All that we have done is, we have enabled a Left Outer Join between the MAINTABLE & OUTERJOINTABLE. Lets now create a simple report and see the resulting query

WITH
SAWITH0 AS (select sum(T84914.MEASURE) as c1,
     T84914.KEY as c2
from

          SH.MAINTABLE T84914 left outer join
SH.OUTERJOINTABLE T84917 On T84914.KEY = T84917.KEY,
     SH.OUTERJOINTABLEATTRIBUTE T84921
where  ( T84917.KEY2 = T84921.KEY2 )
group by T84914.KEY)
select distinct 0 as c1,
     D1.c2 as c2,
     D1.c1 as c3
from
     SAWITH0 D1

There are 2 major issues with this approach

  1. We have lost the effect of Outer Join due to the second equi Join(we don't see the KEY value 300 which did not have an attribute). There was no way in 10g we could specify/control the order of Joins.

  2. In the query we have an unnecessary join even though we queried only on the KEY & the FACT column. This is a characteristic of doing Left Outer Joins in a LTS (whenever we have an outer join all the underlying tables get included into the query irrespective of the columns chosen in the report)

To negate the issue #1, we would have to use other techniques like pushing the equi join inside a database or a Opaque View so that the Outer Join is performed last. There are other techniques as well but all techniques are generally dependent on the data source & the table joins. Ideally, to resolve this BI EE should provide a way of controlling the order of Joins & also provide an option to supply an incremental filter which will be applied internally in the form of something like ATTRIBUTE(+) = 'A' (not available currently)

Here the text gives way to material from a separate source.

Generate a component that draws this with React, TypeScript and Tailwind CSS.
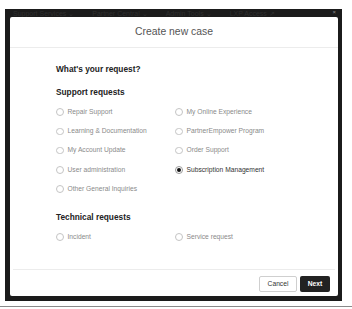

To negate issue #2, we would be adding an extra LTS without the Left Outer Join and then add an LTS with the Outer Join. So, whenever we choose the KEY column alone, the first LTS will kick in and the equi-join will not come in the query. But once we bring in the ATTRIBUTE column, we will still have the Issue #1 where we lose the effect of the Outer Join.

To resolve all the above mentioned issues we can use the SPARSE Lookup function in 11g. We start with Modeling a new lookup table in the BMM layer as shown below. This will contain ATTRIBUTE and the KEY columns as shown below. The LTS of the lookup table will contain the OUTERJOIN and OUTERJOINATTRIBUTE tables.

Then in the ATTRIBUTE column of the dimension use the function below

Lookup(SPARSE "11gSparseLookup"."Lookup"."ATTRIBUTE" ,
'Null',
"11gSparseLookup"."Dimension"."KEY"
)

If we now create a report containing the KEY column, we should see all the rows of the main dimension. Same will be the case when we include the ATTRIBUTE column as well

The underlying query will be as shown below. Due to the lookup, we now see 2 separate queries & the outer join will be done in BI Server memory.